Extract the lines of the material below, beginning with the first and ending with the line that holds "h-screen w-full overflow-hidden". Skip every picture.

◆ Data segment
◆ ◆ ◆
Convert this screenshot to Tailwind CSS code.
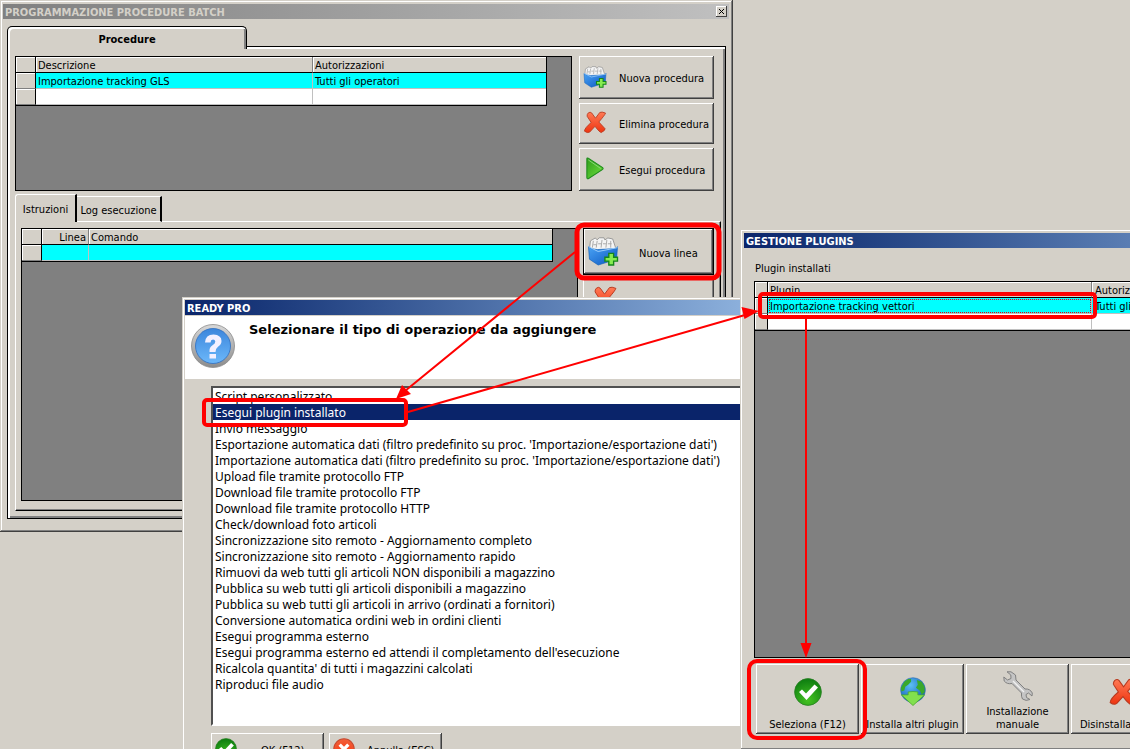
<!DOCTYPE html>
<html lang="it">
<head>
<meta charset="utf-8">
<title>Programmazione procedure batch</title>
<script src="https://cdn.jsdelivr.net/npm/@tailwindcss/browser@4"></script>
</head>
<body>
<main class="relative h-screen w-full overflow-hidden bg-[#d4d0c8] font-['DejaVu_Sans_Condensed','Noto_Sans',sans-serif] text-[11px] leading-[15px] text-black">

<svg class="absolute size-0" aria-hidden="true">
  <defs>
    <linearGradient id="gBlue" x1="0" y1="0" x2="1" y2="1"><stop offset="0" stop-color="#4aa3f5"/><stop offset="1" stop-color="#0a55c0"/></linearGradient>
    <linearGradient id="gRed" x1="0" y1="0" x2="0" y2="1"><stop offset="0" stop-color="#ff7a55"/><stop offset="1" stop-color="#ee3410"/></linearGradient>
    <linearGradient id="gGreen" x1="0" y1="0" x2="1" y2="1"><stop offset="0" stop-color="#2f9e1c"/><stop offset="1" stop-color="#6fe03c"/></linearGradient>
    <linearGradient id="gRing" x1="0" y1="0" x2="0" y2="1"><stop offset="0" stop-color="#d8d8d8"/><stop offset="1" stop-color="#8c8c8c"/></linearGradient>
    <linearGradient id="gAsk" x1="0" y1="0" x2="0" y2="1"><stop offset="0" stop-color="#3c86dc"/><stop offset="1" stop-color="#6cb8fa"/></linearGradient>
    <radialGradient id="gOk" cx=".5" cy=".8" r=".8"><stop offset="0" stop-color="#45c322"/><stop offset="1" stop-color="#0c7c10"/></radialGradient>
    <radialGradient id="gNo" cx=".5" cy=".9" r=".9"><stop offset="0" stop-color="#ff2c00"/><stop offset="1" stop-color="#f0603c"/></radialGradient>
    <radialGradient id="gSea" cx=".4" cy=".3" r=".8"><stop offset="0" stop-color="#5cc0f5"/><stop offset="1" stop-color="#0a50b0"/></radialGradient>
  </defs>
  <symbol id="i-box" viewBox="0 0 32 30">
    <path d="M2 13 3 4 8 1 10 3 12 .8 17 .8 18 3 21 1 26 2 29 11 27 15 4 15Z" fill="#f4f4f4" stroke="#909090" stroke-width=".9"/>
    <path d="M5 11 6 4M9 11 10 4M14 11 15 3M19 11 20 3M24 11 24 4M6 8h3M11 7h3M16 7h3M21 7h4" stroke="#a8a8a8" fill="none"/>
    <path d="M1 10 4 12 10 13 29 12 31 10 30 23 11 29 2 23Z" fill="url(#gBlue)" stroke="#1160b8" stroke-width=".7"/>
    <path d="M1 10 11 15 31 11" fill="none" stroke="#9ccdfb"/>
    <path d="M22 17h5v4h4v4h-4v4h-5v-4h-4v-4h4z" fill="#86ec50" stroke="#15851a" stroke-width="1.400"/>
  </symbol>
  <symbol id="i-x" viewBox="0 0 24 24">
    <path d="M5 2Q7 .5 8.500 2L12.500 7.500 17 1.500Q19 .4 23 2.200 22.500 4 16 11.500L22.500 18.500Q23 20 18.500 22.500 17 22.500 12 16L6.500 22Q4 23.500 1 21 1 18 8 12L3.800 5.500Q3.500 3.500 5 2Z" fill="url(#gRed)" stroke="#b83a20" stroke-width=".9"/>
  </symbol>
  <symbol id="i-play" viewBox="0 0 20 24">
    <path d="M1.500 2Q1.500 .6 3 1.200L18 11Q19 12 18 13L3 22.600Q1.500 23 1.500 21.500Z" fill="url(#gGreen)" stroke="#1e8a1c" stroke-width="1.100"/>
    <path d="M3 3 16 12" stroke="#8ad878" fill="none"/>
  </symbol>
  <symbol id="i-ok" viewBox="0 0 28 28">
    <circle cx="14" cy="14" r="13.400" fill="url(#gOk)" stroke="#2a7f24" stroke-width=".8"/>
    <path d="M5 14 8 11.500 12 15.500 20.500 6.500 24 9.500 12.500 22Z" fill="#fff"/>
  </symbol>
  <symbol id="i-no" viewBox="0 0 28 28">
    <circle cx="14" cy="14" r="13" fill="url(#gNo)" stroke="#c84a30" stroke-width="1.400"/>
    <path d="M7 10 10 7 14 11 18 7 21 10 17 14 21 18 18 21 14 17 10 21 7 18 11 14Z" fill="#fff"/>
  </symbol>
  <symbol id="i-globe" viewBox="0 0 28 30">
    <circle cx="14" cy="13.500" r="12.800" fill="url(#gSea)" stroke="#2a6ab0" stroke-width=".6"/>
    <path d="M5 5 9 2 12 2 12 5 9 8 6 10 5 14 2 15 1.500 11ZM18 3 23 5 26 10 26 16 23 18 21 14 17 11 19 8Z" fill="#3aa82c"/>
    <path d="M9 15.500Q14 14.500 19 15.500L19 18.500 26 18.500 14 29.500 2 18.500 9 18.500Z" fill="#82e04e" stroke="#48a828" stroke-width=".8"/>
  </symbol>
  <symbol id="i-wrench" viewBox="0 0 30 30">
    <path d="M4 .8 8 .8 12.500 4 13 9 22 18Q27 17.500 29.300 22L29 25 25.500 22 23 23.500 23.500 26.500 27 28.500Q23 30.500 19.500 28 18 25.500 18.500 22L9 12.500Q4 13.500 1.200 10L.8 6 4.500 9 8 7.500 7.800 4Z" fill="#c4c4c4" stroke="#808080"/>
    <path d="M10 10 21 21" stroke="#f0f0f0" stroke-width="1.500"/>
  </symbol>
  <symbol id="i-ask" viewBox="0 0 44 44">
    <circle cx="22" cy="22" r="21.500" fill="url(#gRing)" stroke="#8a8a8a" stroke-width=".8"/>
    <circle cx="22" cy="22" r="17.500" fill="url(#gAsk)" stroke="#2f6fc0" stroke-width=".8"/>
    <path d="M14 18.500Q14.500 10.500 22.500 10.500 30.500 11 30.500 17 30.500 20.500 27 22.700 24.500 24.500 24.500 28L18.500 28Q18 23.500 21.500 21.300 24.500 19.500 24.300 17.500 24 15.500 22 15.500 19.700 15.700 19.500 18.500ZM18.500 30H25V34.500H18.500Z" fill="#f3f0ff"/>
  </symbol>
</svg>

<!-- Batch procedure window -->
<section class="absolute left-0 top-0 w-[733px] bg-[#d4d0c8] px-[3px] pt-1 pb-[13px] shadow-[inset_-1px_-1px_#404040,inset_1px_1px_#d4d0c8,inset_-2px_-2px_#808080,inset_2px_2px_#fff]">
  <header class="mr-px flex h-[15px] items-center justify-between bg-linear-to-r from-[#808080] to-[#c0c0c0] px-0.5">
    <h1 class="pt-0.5 font-bold text-[#d4d0c8]">PROGRAMMAZIONE PROCEDURE BATCH</h1>
    <button type="button" aria-label="Chiudi" class="grid size-[11px] place-items-center bg-[#d4d0c8] shadow-[inset_-1px_-1px_#404040,inset_1px_1px_#fff]">
      <svg class="size-[7px]" viewBox="0 0 7 7"><path d="M1 1 6 6M6 1 1 6" stroke="#000"/></svg>
    </button>
  </header>
  <div class="mx-1 mt-[7px]">
    <button type="button" class="relative z-10 -mb-[3px] flex h-[23px] w-60 items-center justify-center rounded-t-[5px] border border-b-0 border-black bg-[#d4d0c8] pt-0.5 font-bold shadow-[inset_2px_2px_#fff,inset_-2px_0_#808080]">Procedure</button>
    <div class="border border-black pt-[9px] pb-[7px] pl-[7px] pr-[3px] shadow-[inset_2px_2px_#fff,inset_-2px_-2px_#808080]">
      <div class="flex gap-[7px] pr-2">
        <div class="h-[135px] flex-1 border border-black bg-[#808080]">
          <table class="w-[531px] table-fixed border-separate border-spacing-0 border-r border-b border-black text-left leading-[13px] [&_td]:pt-0.5 [&_th]:pt-0.5">
            <colgroup><col class="w-5"><col class="w-[277px]"><col></colgroup>
            <thead><tr class="h-4 bg-[#d4d0c8]">
              <th class="border-r border-b border-black p-0 shadow-[inset_1px_1px_#fff]"></th>
              <th class="border-r border-b border-r-[#808080] border-b-black p-0 pl-0.5 font-normal shadow-[inset_1px_1px_#fff]">Descrizione</th>
              <th class="border-b border-black p-0 pl-0.5 font-normal shadow-[inset_1px_1px_#fff]">Autorizzazioni</th>
            </tr></thead>
            <tbody>
              <tr class="h-4 bg-[#00ffff]">
                <td class="border-r border-b border-r-black border-b-[#808080] bg-[#d4d0c8] p-0 shadow-[inset_1px_1px_#fff]"></td>
                <td class="border-r border-b border-[#c0c0c0] p-0 pl-0.5">Importazione tracking GLS</td>
                <td class="border-b border-[#c0c0c0] p-0 pl-0.5">Tutti gli operatori</td>
              </tr>
              <tr class="h-4 bg-white">
                <td class="border-r border-b border-r-black border-b-[#808080] bg-[#d4d0c8] p-0 shadow-[inset_1px_1px_#fff]"></td>
                <td class="border-r border-b border-[#c0c0c0] p-0"></td>
                <td class="border-b border-[#c0c0c0] p-0"></td>
              </tr>
            </tbody>
          </table>
        </div>
        <div class="flex w-[135px] flex-col gap-1">
          <button type="button" class="flex h-[43px] items-center gap-3 pt-0.5 pl-1 shadow-[inset_-1px_-1px_#404040,inset_1px_1px_#fff,inset_-2px_-2px_#808080]"><svg class="mb-1 h-[22px] w-6"><use href="#i-box"/></svg>Nuova procedura</button>
          <button type="button" class="flex h-[41px] items-center gap-3 pt-0.5 pl-1 shadow-[inset_-1px_-1px_#404040,inset_1px_1px_#fff,inset_-2px_-2px_#808080]"><svg class="mb-1 h-[23px] w-6"><use href="#i-x"/></svg>Elimina procedura</button>
          <button type="button" class="flex h-[43px] items-center gap-3 pt-0.5 pl-1 shadow-[inset_-1px_-1px_#404040,inset_1px_1px_#fff,inset_-2px_-2px_#808080]"><svg class="mb-1 h-[23px] w-6"><use href="#i-play"/></svg>Esegui procedura</button>
        </div>
      </div>
      <div class="relative z-10 mt-[3px] -mb-px flex items-end">
        <button type="button" class="flex h-7 w-[62px] items-center justify-center rounded-tl-[3px] border-t border-r-2 border-l border-t-white border-r-black border-l-white bg-[#d4d0c8] pt-0.5">Istruzioni</button>
        <button type="button" class="flex h-[26px] w-[85px] items-center justify-center border-t border-r-2 border-b border-t-white border-r-black border-b-white pt-0.5">Log esecuzione</button>
      </div>
      <div class="mr-px border-t border-r border-b border-l border-t-white border-r-black border-b-black border-l-white pt-[6px] pb-[9px] pl-[5px] shadow-[inset_-1px_-1px_#808080]">
        <div class="flex gap-[5px]">
          <div class="h-[273px] w-[557px] border border-black bg-[#808080]">
            <table class="w-[531px] table-fixed border-separate border-spacing-0 border-r border-b border-black text-left leading-[13px] [&_td]:pt-0.5 [&_th]:pt-0.5">
              <colgroup><col class="w-5"><col class="w-[47px]"><col></colgroup>
              <thead><tr class="h-4 bg-[#d4d0c8]">
                <th class="border-r border-b border-black p-0 shadow-[inset_1px_1px_#fff]"></th>
                <th class="border-r border-b border-r-[#808080] border-b-black p-0 pr-0.5 text-right font-normal shadow-[inset_1px_1px_#fff]">Linea</th>
                <th class="border-b border-black p-0 pl-0.5 font-normal shadow-[inset_1px_1px_#fff]">Comando</th>
              </tr></thead>
              <tbody><tr class="h-4 bg-[#00ffff]">
                <td class="border-r border-b border-r-black border-b-[#808080] bg-[#d4d0c8] p-0 shadow-[inset_1px_1px_#fff]"></td>
                <td class="border-r border-b border-[#c0c0c0] p-0"></td>
                <td class="border-b border-[#c0c0c0] p-0"></td>
              </tr></tbody>
            </table>
          </div>
          <div class="flex w-[131px] flex-col gap-1">
            <button type="button" class="flex h-[47px] items-center gap-5 border border-black pl-[3px] pt-1 shadow-[inset_-1px_-1px_#404040,inset_1px_1px_#fff,inset_-2px_-2px_#808080]"><svg class="mb-1 h-[29px] w-8"><use href="#i-box"/></svg>Nuova linea</button>
            <button type="button" class="flex h-[47px] items-center gap-5 pl-2 shadow-[inset_-1px_-1px_#404040,inset_1px_1px_#fff,inset_-2px_-2px_#808080]"><svg class="mb-2 h-[30px] w-[26px]"><use href="#i-x"/></svg>Elimina linea</button>
          </div>
        </div>
      </div>
    </div>
  </div>
</section>

<!-- Operation type dialog -->
<section class="absolute left-[182px] top-[297px] w-[660px] bg-[#d4d0c8] p-[3px] shadow-[inset_1px_1px_#d4d0c8,inset_2px_2px_#fff]">
  <header class="flex h-[15px] items-center bg-linear-to-r from-[#0a246a] to-[#a6caf0] px-0.5">
    <h2 class="pt-0.5 font-bold text-white">READY PRO</h2>
  </header>
  <div class="mt-px flex h-[63px] gap-3.5 bg-white pl-1.5 pt-2">
    <svg class="size-11"><use href="#i-ask"/></svg>
    <p class="font-['DejaVu_Sans',sans-serif] text-[13px] leading-3 font-bold">Selezionare il tipo di operazione da aggiungere</p>
  </div>
  <div class="mt-[7px] ml-[26px] h-[340px] border-t-2 border-b-2 border-l-2 border-t-[#505050] border-b-white border-l-[#505050] bg-white">
    <ul role="listbox" aria-label="Tipo di operazione" class="font-['Noto_Sans',sans-serif] text-[12px] leading-[14px] *:h-4 *:pt-0.5 *:pl-0.5">
      <li role="option">Script personalizzato</li>
      <li role="option" aria-selected="true" class="bg-[#0a246a] text-white">Esegui plugin installato</li>
      <li role="option">Invio messaggio</li>
      <li role="option">Esportazione automatica dati (filtro predefinito su proc. 'Importazione/esportazione dati')</li>
      <li role="option">Importazione automatica dati (filtro predefinito su proc. 'Importazione/esportazione dati')</li>
      <li role="option">Upload file tramite protocollo FTP</li>
      <li role="option">Download file tramite protocollo FTP</li>
      <li role="option">Download file tramite protocollo HTTP</li>
      <li role="option">Check/download foto articoli</li>
      <li role="option">Sincronizzazione sito remoto - Aggiornamento completo</li>
      <li role="option">Sincronizzazione sito remoto - Aggiornamento rapido</li>
      <li role="option">Rimuovi da web tutti gli articoli NON disponibili a magazzino</li>
      <li role="option">Pubblica su web tutti gli articoli disponibili a magazzino</li>
      <li role="option">Pubblica su web tutti gli articoli in arrivo (ordinati a fornitori)</li>
      <li role="option">Conversione automatica ordini web in ordini clienti</li>
      <li role="option">Esegui programma esterno</li>
      <li role="option">Esegui programma esterno ed attendi il completamento dell'esecuzione</li>
      <li role="option">Ricalcola quantita' di tutti i magazzini calcolati</li>
      <li role="option">Riproduci file audio</li>
    </ul>
  </div>
  <div class="mt-[7px] ml-[26px] flex gap-[5px]">
    <button type="button" class="flex h-[35px] w-[113px] items-center gap-6 pl-1 shadow-[inset_-1px_-1px_#404040,inset_1px_1px_#fff,inset_-2px_-2px_#808080]"><svg class="mb-1 size-[22px]"><use href="#i-ok"/></svg>OK (F12)</button>
    <button type="button" class="flex h-[35px] w-[113px] items-center gap-3 pl-1 shadow-[inset_-1px_-1px_#404040,inset_1px_1px_#fff,inset_-2px_-2px_#808080]"><svg class="mb-1 size-[22px]"><use href="#i-no"/></svg>Annulla (ESC)</button>
  </div>
</section>

<!-- Plugin management window -->
<section class="absolute left-[740px] top-[229px] w-[708px] bg-[#d4d0c8] p-1 pb-4 shadow-[inset_-1px_-1px_#404040,inset_1px_1px_#d4d0c8,inset_-2px_-2px_#808080,inset_2px_2px_#fff]">
  <header class="flex h-[15px] items-center bg-linear-to-r from-[#0a246a] to-[#a6caf0] px-0.5">
    <h2 class="pt-0.5 font-bold text-white">GESTIONE PLUGINS</h2>
  </header>
  <div class="px-2.5">
    <h3 class="mt-[13px] mb-[5px] pl-px">Plugin installati</h3>
    <div class="h-[377px] border border-black bg-[#808080]">
      <table class="w-full table-fixed border-separate border-spacing-0 border-b border-black text-left leading-[13px] [&_td]:pt-0.5 [&_th]:pt-0.5">
        <colgroup><col class="w-[13px]"><col class="w-[324px]"><col></colgroup>
        <thead><tr class="h-4 bg-[#d4d0c8]">
          <th class="border-r border-b border-black p-0 shadow-[inset_1px_1px_#fff]"></th>
          <th class="border-r border-b border-r-[#808080] border-b-black p-0 pl-0.5 font-normal shadow-[inset_1px_1px_#fff]">Plugin</th>
          <th class="border-b border-black p-0 pl-[3px] font-normal shadow-[inset_1px_1px_#fff]">Autorizzazioni</th>
        </tr></thead>
        <tbody>
          <tr class="h-4 bg-[#00ffff]">
            <td class="border-r border-b border-r-black border-b-[#808080] bg-[#d4d0c8] p-0 shadow-[inset_1px_1px_#fff]"></td>
            <td class="border-r border-b border-[#c0c0c0] p-0 pl-0.5 outline-1 -outline-offset-2 outline-dotted outline-red-600">Importazione tracking vettori</td>
            <td class="border-b border-[#c0c0c0] p-0 pl-[3px]">Tutti gli operatori</td>
          </tr>
          <tr class="h-4 bg-white">
            <td class="border-r border-b border-r-black border-b-[#808080] bg-[#d4d0c8] p-0 shadow-[inset_1px_1px_#fff]"></td>
            <td class="border-r border-b border-[#c0c0c0] p-0"></td>
            <td class="border-b border-[#c0c0c0] p-0"></td>
          </tr>
        </tbody>
      </table>
    </div>
    <div class="mt-[6px] ml-0.5 flex gap-0.5">
      <button type="button" class="flex h-[70px] w-[103px] flex-col items-center justify-end gap-[11px] pb-0.5 whitespace-nowrap shadow-[inset_-1px_-1px_#404040,inset_1px_1px_#fff,inset_-2px_-2px_#808080]"><svg class="size-7"><use href="#i-ok"/></svg>Seleziona (F12)</button>
      <button type="button" class="flex h-[70px] w-[103px] flex-col items-center justify-end gap-[11px] pb-0.5 whitespace-nowrap shadow-[inset_-1px_-1px_#404040,inset_1px_1px_#fff,inset_-2px_-2px_#808080]"><svg class="h-[29px] w-7"><use href="#i-globe"/></svg>Installa altri plugin</button>
      <button type="button" class="flex h-[70px] w-[103px] flex-col items-center justify-end gap-1 pb-[3px] leading-[13px] shadow-[inset_-1px_-1px_#404040,inset_1px_1px_#fff,inset_-2px_-2px_#808080]"><svg class="size-[30px]"><use href="#i-wrench"/></svg>Installazione<br>manuale</button>
      <button type="button" class="flex h-[70px] w-[103px] flex-col items-center justify-end gap-[11px] pb-0.5 whitespace-nowrap shadow-[inset_-1px_-1px_#404040,inset_1px_1px_#fff,inset_-2px_-2px_#808080]"><svg class="h-7 w-7"><use href="#i-x"/></svg>Disinstalla plugin</button>
    </div>
  </div>
</section>

<!-- Annotations over the windows -->
<svg class="pointer-events-none absolute left-0 top-0 h-[749px] w-[1130px]" viewBox="0 0 1130 749" fill="none" stroke="#f00" aria-hidden="true">
  <rect x="577" y="225" width="142" height="53" rx="7" stroke-width="5"/>
  <rect x="204" y="400" width="202" height="25" rx="3" stroke-width="4"/>
  <rect x="760" y="294" width="335" height="23" rx="3" stroke-width="4"/>
  <rect x="749" y="661" width="116" height="77" rx="8" stroke-width="4"/>
  <path d="M575 252 405 391M408 412 745 315M806 319V645" stroke-width="2"/>
  <path d="M396 399 402 385 411 394ZM759 311 741.500 307 744.500 319ZM806 658 800.500 643H811.500Z" fill="#f00" stroke="none"/>
</svg>
</main>
</body>
</html>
◆ ◆ ◆
◆ Reply to the exercise
Convert this screenshot to Tailwind CSS code.
<!DOCTYPE html>
<html lang="it">
<head>
<meta charset="utf-8">
<title>Programmazione procedure batch</title>
<script src="https://cdn.jsdelivr.net/npm/@tailwindcss/browser@4"></script>
</head>
<body>
<main class="relative h-screen w-full overflow-hidden bg-[#d4d0c8] font-['DejaVu_Sans_Condensed','Noto_Sans',sans-serif] text-[11px] leading-[15px] text-black">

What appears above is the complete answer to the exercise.